• _Task directions_:
Return all entries precisely as they stand, without the images.

╭─ Provided records

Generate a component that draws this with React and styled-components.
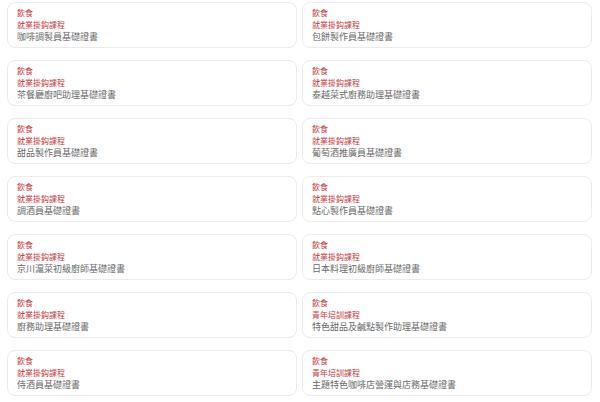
import React from 'react';
import styled, { createGlobalStyle } from 'styled-components';

const courses = [
    { category: '飲食', type: '就業掛鈎課程', name: '咖啡調製員基礎證書' },
    { category: '飲食', type: '就業掛鈎課程', name: '包餅製作員基礎證書' },
    { category: '飲食', type: '就業掛鈎課程', name: '茶餐廳廚吧助理基礎證書' },
    { category: '飲食', type: '就業掛鈎課程', name: '泰越菜式廚務助理基礎證書' },
    { category: '飲食', type: '就業掛鈎課程', name: '甜品製作員基礎證書' },
    { category: '飲食', type: '就業掛鈎課程', name: '葡萄酒推廣員基礎證書' },
    { category: '飲食', type: '就業掛鈎課程', name: '調酒員基礎證書' },
    { category: '飲食', type: '就業掛鈎課程', name: '點心製作員基礎證書' },
    { category: '飲食', type: '就業掛鈎課程', name: '京川滬菜初級廚師基礎證書' },
    { category: '飲食', type: '就業掛鈎課程', name: '日本料理初級廚師基礎證書' },
    { category: '飲食', type: '就業掛鈎課程', name: '廚務助理基礎證書' },
    { category: '飲食', type: '青年培訓課程', name: '特色甜品及鹹點製作助理基礎證書' },
    { category: '飲食', type: '就業掛鈎課程', name: '侍酒員基礎證書' },
    { category: '飲食', type: '青年培訓課程', name: '主題特色咖啡店營運與店務基礎證書' },
];

const GlobalStyle = createGlobalStyle`
    body {
        margin: 0;
        background: #ffffff;
        font-family: "Noto Sans CJK TC", "Noto Sans", sans-serif;
    }
`;

const CourseGrid = styled.div`
    display: grid;
    grid-template-columns: 290px 290px;
    column-gap: 5px;
    row-gap: 12px;
    padding: 2px 8px 0 7px;
`;

const Card = styled.div`
    box-sizing: border-box;
    height: 46px;
    padding: 4px 9px;
    border: 1px solid #ececec;
    border-radius: 8px;
    display: flex;
    flex-direction: column;
    justify-content: center;
`;

const Tag = styled.div`
    font-size: 8px;
    line-height: 11.7px;
    color: #c83a42;
`;

const Title = styled.div`
    font-size: 9px;
    line-height: 12px;
    color: #6a6a6a;
`;

const App = () => {
    return (
        <>
            <GlobalStyle />
            <CourseGrid>
                {courses.map((c, i) => (
                    <Card key={i}>
                        <Tag>{c.category}</Tag>
                        <Tag>{c.type}</Tag>
                        <Title>{c.name}</Title>
                    </Card>
                ))}
            </CourseGrid>
        </>
    );
};

export default App;
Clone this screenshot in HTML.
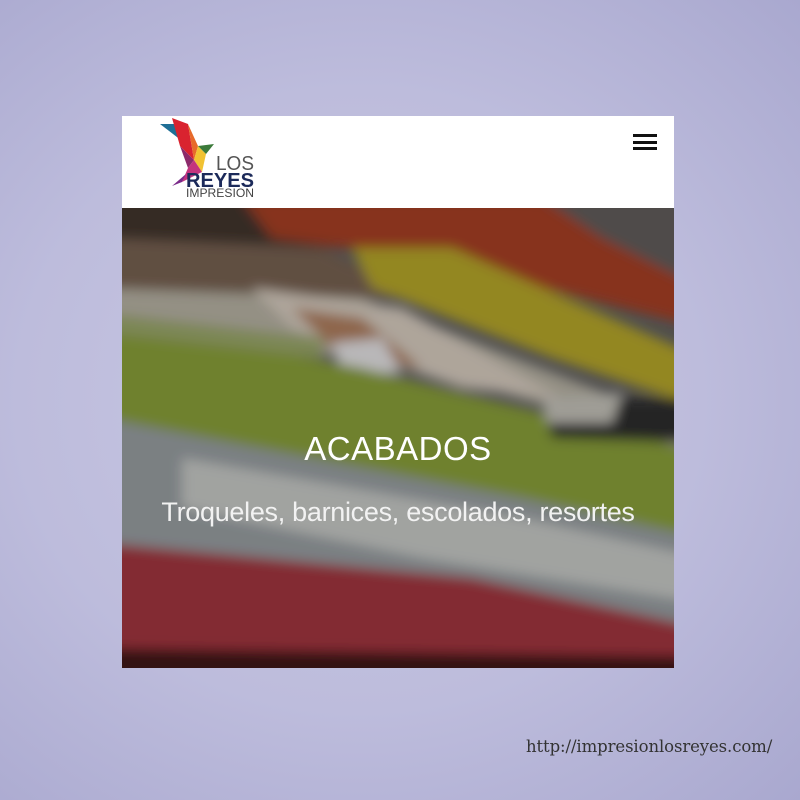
<!DOCTYPE html>
<html><head><meta charset="utf-8"><style>
html,body{margin:0;padding:0;width:800px;height:800px;overflow:hidden}
body{background:radial-gradient(ellipse at 45% 50%,#c9c8e2 0%,#bdbcdc 55%,#a9a8cf 100%);position:relative;font-family:"Liberation Sans",sans-serif}
.card{position:absolute;left:122px;top:116px;width:552px;height:552px;background:#fff}
.hdr{position:absolute;left:0;top:0;width:552px;height:92px;background:#fff}
.img{position:absolute;left:0;top:92px;width:552px;height:460px;overflow:hidden}
.t1{position:absolute;left:0;width:552px;top:222px;text-align:center;color:#fff;font-size:33px;letter-spacing:0.5px}
.t2{position:absolute;left:0;width:552px;top:289px;text-align:center;color:#f2f2f2;font-size:27px;letter-spacing:-0.3px}
.url{position:absolute;left:526px;top:737px;font-family:"DejaVu Serif",serif;font-size:16.5px;color:#333;letter-spacing:-0.1px}
.hb{position:absolute;left:511px;width:24px;height:3px;background:#111}
</style></head><body>
<div class="card">
 <div class="hdr">
  <svg width="100" height="90" style="position:absolute;left:36px;top:0">
   <polygon points="2,8 20,8 28,28" fill="#1f6f96"/>
   <polygon points="14,2 30,8 36,44 22,30" fill="#d9232f"/>
   <polygon points="30,8 40,30 36,44" fill="#e76a2a"/>
   <polygon points="36,44 40,30 48,38 44,56" fill="#f1c232"/>
   <polygon points="40,30 56,28 48,38" fill="#3b7a3a"/>
   <polygon points="22,30 36,44 30,52" fill="#8c2a6b"/>
   <polygon points="30,52 36,44 44,56 24,66" fill="#c4337e"/>
   <polygon points="24,66 14,70 28,58" fill="#7b2a8a"/>
   <text x="58" y="54" font-family="Liberation Sans" font-size="20" fill="#555" textLength="38" lengthAdjust="spacingAndGlyphs">LOS</text>
   <text x="28" y="71" font-family="Liberation Sans" font-size="20" font-weight="bold" fill="#1c2a5a" textLength="68" lengthAdjust="spacingAndGlyphs">REYES</text>
   <text x="28" y="81" font-family="Liberation Sans" font-size="12" fill="#444" textLength="68" lengthAdjust="spacingAndGlyphs">IMPRESION</text>
  </svg>
  <div class="hb" style="top:18px"></div><div class="hb" style="top:25px"></div><div class="hb" style="top:31px"></div>
 </div>
 <div class="img">
  <svg width="552" height="460" viewBox="0 0 552 460">
   <defs><filter id="b" x="-10%" y="-10%" width="120%" height="120%"><feGaussianBlur stdDeviation="6"/></filter></defs>
   <rect width="552" height="460" fill="#5b5a5a"/>
   <g filter="url(#b)">
    <polygon points="-20,-20 580,-20 580,40 -20,40" fill="#3d302b"/>
    <polygon points="120,-10 420,-10 580,70 580,120 300,50 150,30" fill="#9a3a20"/>
    <polygon points="-20,30 200,40 300,90 -20,90" fill="#6e5a4c"/>
    <polygon points="230,40 330,40 580,150 580,200 430,150 250,80" fill="#a89a28"/>
    <polygon points="420,-10 580,-10 580,80 480,30" fill="#5a5655"/>
    <polygon points="-20,80 240,90 560,215 560,240 300,160 -20,115" fill="#a9a497"/>
    <polygon points="130,80 280,100 440,190 340,180 170,120" fill="#c6bcb0"/>
    <polygon points="170,100 240,110 300,160 220,150" fill="#a27456"/>
    <polygon points="210,135 260,130 280,165 220,165" fill="#d3d1d3"/>
    <polygon points="-20,110 240,160 580,245 580,330 400,290 -20,210" fill="#7f9334"/>
    <polygon points="-20,105 200,130 200,150 -20,125" fill="#8e9a62"/>
    <polygon points="420,190 580,190 580,235 430,230" fill="#2a2a2a"/>
    <polygon points="420,190 500,185 490,215 425,215" fill="#b5b3ab"/>
    <polygon points="-20,210 400,290 580,330 580,420 350,370 -20,335" fill="#8c9295"/>
    <polygon points="60,250 400,310 580,350 580,395 300,350 60,300" fill="#b8bab7"/>
    <polygon points="-20,335 350,370 580,420 580,450 -20,450" fill="#96323a"/>
    <polygon points="-20,440 560,448 580,480 -20,480" fill="#3a1515"/>
   </g>
   <rect width="552" height="460" fill="rgba(0,0,0,0.12)"/>
  </svg>
  <div class="t1">ACABADOS</div>
  <div class="t2">Troqueles, barnices, escolados, resortes</div>
 </div>
</div>
<div class="url">http://impresionlosreyes.com/</div>
</body></html>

╰─

• _Output of the exercise_:
Generate a component that draws this with React and styled-components.
import React from 'react';
import styled, { createGlobalStyle } from 'styled-components';

const courses = [
    { category: '飲食', type: '就業掛鈎課程', name: '咖啡調製員基礎證書' },
    { category: '飲食', type: '就業掛鈎課程', name: '包餅製作員基礎證書' },
    { category: '飲食', type: '就業掛鈎課程', name: '茶餐廳廚吧助理基礎證書' },
    { category: '飲食', type: '就業掛鈎課程', name: '泰越菜式廚務助理基礎證書' },
    { category: '飲食', type: '就業掛鈎課程', name: '甜品製作員基礎證書' },
    { category: '飲食', type: '就業掛鈎課程', name: '葡萄酒推廣員基礎證書' },
    { category: '飲食', type: '就業掛鈎課程', name: '調酒員基礎證書' },
    { category: '飲食', type: '就業掛鈎課程', name: '點心製作員基礎證書' },
    { category: '飲食', type: '就業掛鈎課程', name: '京川滬菜初級廚師基礎證書' },
    { category: '飲食', type: '就業掛鈎課程', name: '日本料理初級廚師基礎證書' },
    { category: '飲食', type: '就業掛鈎課程', name: '廚務助理基礎證書' },
    { category: '飲食', type: '青年培訓課程', name: '特色甜品及鹹點製作助理基礎證書' },
    { category: '飲食', type: '就業掛鈎課程', name: '侍酒員基礎證書' },
    { category: '飲食', type: '青年培訓課程', name: '主題特色咖啡店營運與店務基礎證書' },
];

const GlobalStyle = createGlobalStyle`
    body {
        margin: 0;
        background: #ffffff;
        font-family: "Noto Sans CJK TC", "Noto Sans", sans-serif;
    }
`;

const CourseGrid = styled.div`
    display: grid;
    grid-template-columns: 290px 290px;
    column-gap: 5px;
    row-gap: 12px;
    padding: 2px 8px 0 7px;
`;

const Card = styled.div`
    box-sizing: border-box;
    height: 46px;
    padding: 4px 9px;
    border: 1px solid #ececec;
    border-radius: 8px;
    display: flex;
    flex-direction: column;
    justify-content: center;
`;

const Tag = styled.div`
    font-size: 8px;
    line-height: 11.7px;
    color: #c83a42;
`;

const Title = styled.div`
    font-size: 9px;
    line-height: 12px;
    color: #6a6a6a;
`;

const App = () => {
    return (
        <>
            <GlobalStyle />
            <CourseGrid>
                {courses.map((c, i) => (
                    <Card key={i}>
                        <Tag>{c.category}</Tag>
                        <Tag>{c.type}</Tag>
                        <Title>{c.name}</Title>
                    </Card>
                ))}
            </CourseGrid>
        </>
    );
};

export default App;
Clone this screenshot in HTML.
<!DOCTYPE html>
<html><head><meta charset="utf-8"><style>
html,body{margin:0;padding:0;width:800px;height:800px;overflow:hidden}
body{background:radial-gradient(ellipse at 45% 50%,#c9c8e2 0%,#bdbcdc 55%,#a9a8cf 100%);position:relative;font-family:"Liberation Sans",sans-serif}
.card{position:absolute;left:122px;top:116px;width:552px;height:552px;background:#fff}
.hdr{position:absolute;left:0;top:0;width:552px;height:92px;background:#fff}
.img{position:absolute;left:0;top:92px;width:552px;height:460px;overflow:hidden}
.t1{position:absolute;left:0;width:552px;top:222px;text-align:center;color:#fff;font-size:33px;letter-spacing:0.5px}
.t2{position:absolute;left:0;width:552px;top:289px;text-align:center;color:#f2f2f2;font-size:27px;letter-spacing:-0.3px}
.url{position:absolute;left:526px;top:737px;font-family:"DejaVu Serif",serif;font-size:16.5px;color:#333;letter-spacing:-0.1px}
.hb{position:absolute;left:511px;width:24px;height:3px;background:#111}
</style></head><body>
<div class="card">
 <div class="hdr">
  <svg width="100" height="90" style="position:absolute;left:36px;top:0">
   <polygon points="2,8 20,8 28,28" fill="#1f6f96"/>
   <polygon points="14,2 30,8 36,44 22,30" fill="#d9232f"/>
   <polygon points="30,8 40,30 36,44" fill="#e76a2a"/>
   <polygon points="36,44 40,30 48,38 44,56" fill="#f1c232"/>
   <polygon points="40,30 56,28 48,38" fill="#3b7a3a"/>
   <polygon points="22,30 36,44 30,52" fill="#8c2a6b"/>
   <polygon points="30,52 36,44 44,56 24,66" fill="#c4337e"/>
   <polygon points="24,66 14,70 28,58" fill="#7b2a8a"/>
   <text x="58" y="54" font-family="Liberation Sans" font-size="20" fill="#555" textLength="38" lengthAdjust="spacingAndGlyphs">LOS</text>
   <text x="28" y="71" font-family="Liberation Sans" font-size="20" font-weight="bold" fill="#1c2a5a" textLength="68" lengthAdjust="spacingAndGlyphs">REYES</text>
   <text x="28" y="81" font-family="Liberation Sans" font-size="12" fill="#444" textLength="68" lengthAdjust="spacingAndGlyphs">IMPRESION</text>
  </svg>
  <div class="hb" style="top:18px"></div><div class="hb" style="top:25px"></div><div class="hb" style="top:31px"></div>
 </div>
 <div class="img">
  <svg width="552" height="460" viewBox="0 0 552 460">
   <defs><filter id="b" x="-10%" y="-10%" width="120%" height="120%"><feGaussianBlur stdDeviation="6"/></filter></defs>
   <rect width="552" height="460" fill="#5b5a5a"/>
   <g filter="url(#b)">
    <polygon points="-20,-20 580,-20 580,40 -20,40" fill="#3d302b"/>
    <polygon points="120,-10 420,-10 580,70 580,120 300,50 150,30" fill="#9a3a20"/>
    <polygon points="-20,30 200,40 300,90 -20,90" fill="#6e5a4c"/>
    <polygon points="230,40 330,40 580,150 580,200 430,150 250,80" fill="#a89a28"/>
    <polygon points="420,-10 580,-10 580,80 480,30" fill="#5a5655"/>
    <polygon points="-20,80 240,90 560,215 560,240 300,160 -20,115" fill="#a9a497"/>
    <polygon points="130,80 280,100 440,190 340,180 170,120" fill="#c6bcb0"/>
    <polygon points="170,100 240,110 300,160 220,150" fill="#a27456"/>
    <polygon points="210,135 260,130 280,165 220,165" fill="#d3d1d3"/>
    <polygon points="-20,110 240,160 580,245 580,330 400,290 -20,210" fill="#7f9334"/>
    <polygon points="-20,105 200,130 200,150 -20,125" fill="#8e9a62"/>
    <polygon points="420,190 580,190 580,235 430,230" fill="#2a2a2a"/>
    <polygon points="420,190 500,185 490,215 425,215" fill="#b5b3ab"/>
    <polygon points="-20,210 400,290 580,330 580,420 350,370 -20,335" fill="#8c9295"/>
    <polygon points="60,250 400,310 580,350 580,395 300,350 60,300" fill="#b8bab7"/>
    <polygon points="-20,335 350,370 580,420 580,450 -20,450" fill="#96323a"/>
    <polygon points="-20,440 560,448 580,480 -20,480" fill="#3a1515"/>
   </g>
   <rect width="552" height="460" fill="rgba(0,0,0,0.12)"/>
  </svg>
  <div class="t1">ACABADOS</div>
  <div class="t2">Troqueles, barnices, escolados, resortes</div>
 </div>
</div>
<div class="url">http://impresionlosreyes.com/</div>
</body></html>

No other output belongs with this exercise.